Citrus shop coming to Ocean Drive
Peaches, oranges and ice cream at the beach: a pioneer Vero citrus family is putting that summery, nostalgic concept into bricks and mortar, opening a glorified fruit stand on Ocean Drive this fall in a storefront just the north of Costa d’Este Resort.
The Banack family, the owners of Countryside Citrus who’ve been in Vero Beach for five generations, are a fixture at the beachside Saturday morning Farmer’s Market. There, the family patriarch, Sid Banack, whom his daughter accurately describes as “very handsome but humble,” passes out juicy fruit slices to passersby, with a Hollywood smile and the homey sales pitch: “We grow it ourselves!”
And they do: son Rusty Banack oversees a collection of family-owned groves around the county that the Banacks have managed to keep in production, resisting the temptation to sell off to developers.
At the new shop, customers will be able to place orders for oranges, tangerines and grapefruit to be shipped home or as gifts.
There will also be fresh-squeezed juice and fruit to eat on the spot, including peaches in season and pecans from the family farm in Fort Valley, halfway between Macon and Perry, in the heart of Georgia’s peach country.
Both the peaches and the fresh orange juice are going to flavor the soft-serve; they’ve figured out a way to make a sort of sorbet with the juice, and they will offer a peach soft-serve with puréed fresh peaches from the family farm, bagged and frozen during Georgia’s peach season, May through August.

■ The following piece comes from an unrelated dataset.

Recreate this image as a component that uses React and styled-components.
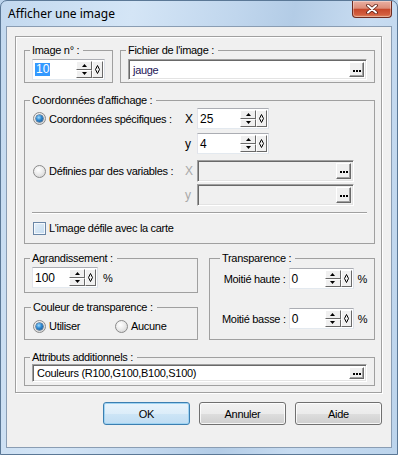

In addition, the shop will sell “the typical candies you see in roadside fruit stands,” says Cheryl Roseland, Sid’s daughter.

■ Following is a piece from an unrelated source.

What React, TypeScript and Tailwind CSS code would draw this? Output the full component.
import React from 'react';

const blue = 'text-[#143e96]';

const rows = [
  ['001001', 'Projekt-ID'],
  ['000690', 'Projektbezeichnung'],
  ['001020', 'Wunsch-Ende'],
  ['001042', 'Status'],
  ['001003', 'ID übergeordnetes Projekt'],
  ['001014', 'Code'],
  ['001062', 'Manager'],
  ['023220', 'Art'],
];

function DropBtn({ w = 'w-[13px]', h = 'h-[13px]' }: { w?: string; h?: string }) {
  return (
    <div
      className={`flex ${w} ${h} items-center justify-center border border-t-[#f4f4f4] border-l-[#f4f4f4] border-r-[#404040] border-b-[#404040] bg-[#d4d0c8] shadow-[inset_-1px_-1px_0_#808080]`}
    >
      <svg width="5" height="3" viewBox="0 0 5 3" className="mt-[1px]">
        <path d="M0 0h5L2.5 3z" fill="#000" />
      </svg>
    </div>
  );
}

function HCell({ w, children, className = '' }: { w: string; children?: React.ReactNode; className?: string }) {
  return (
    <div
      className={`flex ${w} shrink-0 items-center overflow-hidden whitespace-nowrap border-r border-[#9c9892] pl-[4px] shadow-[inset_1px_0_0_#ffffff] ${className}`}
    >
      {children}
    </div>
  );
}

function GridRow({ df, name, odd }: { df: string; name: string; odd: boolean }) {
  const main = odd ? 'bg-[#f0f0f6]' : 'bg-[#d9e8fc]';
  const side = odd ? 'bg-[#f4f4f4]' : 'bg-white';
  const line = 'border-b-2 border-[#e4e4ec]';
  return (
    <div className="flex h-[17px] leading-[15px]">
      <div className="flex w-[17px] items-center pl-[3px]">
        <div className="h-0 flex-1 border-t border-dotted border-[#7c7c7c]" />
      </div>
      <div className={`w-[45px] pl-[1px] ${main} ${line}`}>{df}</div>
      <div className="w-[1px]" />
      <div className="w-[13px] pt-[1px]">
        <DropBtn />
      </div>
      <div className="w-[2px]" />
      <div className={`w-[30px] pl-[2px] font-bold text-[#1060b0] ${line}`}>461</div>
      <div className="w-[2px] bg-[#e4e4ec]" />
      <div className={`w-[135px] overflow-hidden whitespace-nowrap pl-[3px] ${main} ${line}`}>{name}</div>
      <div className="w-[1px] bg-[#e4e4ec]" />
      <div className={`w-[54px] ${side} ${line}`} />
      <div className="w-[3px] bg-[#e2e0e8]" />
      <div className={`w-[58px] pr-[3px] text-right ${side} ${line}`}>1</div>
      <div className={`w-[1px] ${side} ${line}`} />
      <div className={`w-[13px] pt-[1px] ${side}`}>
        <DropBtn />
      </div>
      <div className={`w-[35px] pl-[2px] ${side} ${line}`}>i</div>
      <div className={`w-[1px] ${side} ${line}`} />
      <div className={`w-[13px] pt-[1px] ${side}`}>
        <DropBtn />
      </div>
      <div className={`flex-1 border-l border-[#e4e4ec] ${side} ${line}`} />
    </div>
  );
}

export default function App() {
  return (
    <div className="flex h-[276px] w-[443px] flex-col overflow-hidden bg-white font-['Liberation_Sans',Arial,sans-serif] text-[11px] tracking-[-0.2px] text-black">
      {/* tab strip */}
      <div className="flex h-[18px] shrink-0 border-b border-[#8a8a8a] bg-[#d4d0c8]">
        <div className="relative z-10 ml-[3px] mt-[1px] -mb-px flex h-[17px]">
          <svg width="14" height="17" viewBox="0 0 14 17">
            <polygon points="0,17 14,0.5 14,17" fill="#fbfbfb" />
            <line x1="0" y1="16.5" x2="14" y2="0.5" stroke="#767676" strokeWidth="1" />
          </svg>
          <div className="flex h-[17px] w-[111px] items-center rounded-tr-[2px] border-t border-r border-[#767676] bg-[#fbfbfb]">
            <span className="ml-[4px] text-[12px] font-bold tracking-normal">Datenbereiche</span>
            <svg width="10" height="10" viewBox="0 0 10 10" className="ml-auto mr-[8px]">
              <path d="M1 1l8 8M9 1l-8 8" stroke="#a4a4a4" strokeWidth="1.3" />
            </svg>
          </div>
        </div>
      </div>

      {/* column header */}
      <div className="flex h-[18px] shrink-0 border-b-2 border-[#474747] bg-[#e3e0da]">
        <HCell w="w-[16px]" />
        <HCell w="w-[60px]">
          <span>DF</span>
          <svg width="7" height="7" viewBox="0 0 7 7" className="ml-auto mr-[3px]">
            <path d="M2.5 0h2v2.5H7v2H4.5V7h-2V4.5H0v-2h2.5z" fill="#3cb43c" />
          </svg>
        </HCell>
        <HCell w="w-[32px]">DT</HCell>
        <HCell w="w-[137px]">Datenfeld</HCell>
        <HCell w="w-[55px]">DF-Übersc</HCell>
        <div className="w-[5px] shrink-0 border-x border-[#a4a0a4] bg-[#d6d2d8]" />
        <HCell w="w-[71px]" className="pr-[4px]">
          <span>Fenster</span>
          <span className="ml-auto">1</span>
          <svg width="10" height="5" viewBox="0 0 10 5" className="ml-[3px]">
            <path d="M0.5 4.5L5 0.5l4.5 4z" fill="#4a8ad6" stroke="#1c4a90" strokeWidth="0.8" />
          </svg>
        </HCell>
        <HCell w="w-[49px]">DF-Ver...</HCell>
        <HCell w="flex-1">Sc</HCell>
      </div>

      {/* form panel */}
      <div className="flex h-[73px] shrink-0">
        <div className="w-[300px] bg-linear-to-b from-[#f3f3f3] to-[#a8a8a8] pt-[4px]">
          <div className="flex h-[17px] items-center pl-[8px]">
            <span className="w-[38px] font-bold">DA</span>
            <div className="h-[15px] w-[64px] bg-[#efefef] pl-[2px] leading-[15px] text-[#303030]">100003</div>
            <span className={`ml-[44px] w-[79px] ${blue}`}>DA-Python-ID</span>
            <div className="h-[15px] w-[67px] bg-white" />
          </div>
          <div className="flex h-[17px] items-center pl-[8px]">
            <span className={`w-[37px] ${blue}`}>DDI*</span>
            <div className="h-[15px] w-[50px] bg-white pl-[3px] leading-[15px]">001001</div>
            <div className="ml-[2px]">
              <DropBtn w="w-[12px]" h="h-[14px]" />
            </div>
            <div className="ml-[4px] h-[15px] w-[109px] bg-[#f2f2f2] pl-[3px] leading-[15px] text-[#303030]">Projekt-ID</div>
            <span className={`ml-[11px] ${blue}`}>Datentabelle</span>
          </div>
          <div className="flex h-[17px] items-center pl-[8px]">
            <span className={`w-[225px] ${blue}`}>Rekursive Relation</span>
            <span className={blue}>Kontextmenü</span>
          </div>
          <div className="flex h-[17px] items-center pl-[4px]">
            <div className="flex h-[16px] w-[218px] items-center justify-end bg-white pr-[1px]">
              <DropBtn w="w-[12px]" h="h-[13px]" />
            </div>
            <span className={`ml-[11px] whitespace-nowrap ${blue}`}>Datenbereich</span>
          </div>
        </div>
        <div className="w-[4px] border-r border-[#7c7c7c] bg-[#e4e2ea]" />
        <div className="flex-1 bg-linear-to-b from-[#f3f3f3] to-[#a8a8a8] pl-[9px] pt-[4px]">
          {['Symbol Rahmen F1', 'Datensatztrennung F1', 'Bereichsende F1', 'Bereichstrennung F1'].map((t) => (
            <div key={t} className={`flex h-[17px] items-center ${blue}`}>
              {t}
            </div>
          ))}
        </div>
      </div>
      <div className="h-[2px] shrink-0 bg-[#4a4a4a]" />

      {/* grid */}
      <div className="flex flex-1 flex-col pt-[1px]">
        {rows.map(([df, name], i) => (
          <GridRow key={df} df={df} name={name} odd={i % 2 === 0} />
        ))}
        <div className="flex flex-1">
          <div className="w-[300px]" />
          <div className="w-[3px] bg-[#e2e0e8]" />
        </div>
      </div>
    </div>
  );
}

Just thinking about it brought to mind Stuckey’s pecan logs and her own Florida road trips, beach chairs tied to top of the family’s Country Squire station wagon. “I remember the chairs falling off and flapping in the wind.”
It was Roseland’s great-great grandmother on her late mother’s side who moved to Vero in the early 1900s, and lived in a green-and-white house on SR 60 at 37th Street, long since torn down.
As for Sid Banack, who turns 81 on Tuesday, his grandparents planted citrus in Orange County in the 1800s, Roseland says.
Sid was born in Central America, where his family was living while his father built railroads for a banana company.
Sid Banack got into the citrus business in earnest after a long career in insurance, joined by his daughter Cheryl, who moved back to Vero from Texas in the 1980s; she worked with her dad’s agency for 20 years.
For as long as she can remember, Sid had always intended to work outside with plants – he majored in agronomy at the University of Florida before going into the service. He and his wife, Donna Sue, were stationed in Germany when Cheryl was born, and came back to Vero that year – 1956.
Sid did start a small nursery, but he knew he had to support a family, Sheryl says. So he went to work with Farm Bureau insurance. It was there that the late Barney Greene, a powerhouse in local citrus who died in May, became his mentor in both insurance and citrus.
Meanwhile, another side of the family, the Van Antwerps, had opened a fruit stand and packing house, which Sid Banack eventually bought.
Sid Banack sold his insurance business in 2004 when his hobby, growing citrus, became his full-time preoccupation.
Roseland’s husband, Nick, an architect, is designing the renovation of the as-yet unnamed beach shop.
For years, the space was a women’s boutique, most recently Blondies on Ocean, a resort wear shop owned by Trish Hickey-Reid.
The citrus shop is scheduled to open sometime prior to October, just as the first citrus fruit is ripening for harvest, and coinciding with the opening of the family fruit stand on 58th Avenue, north of the fairgrounds.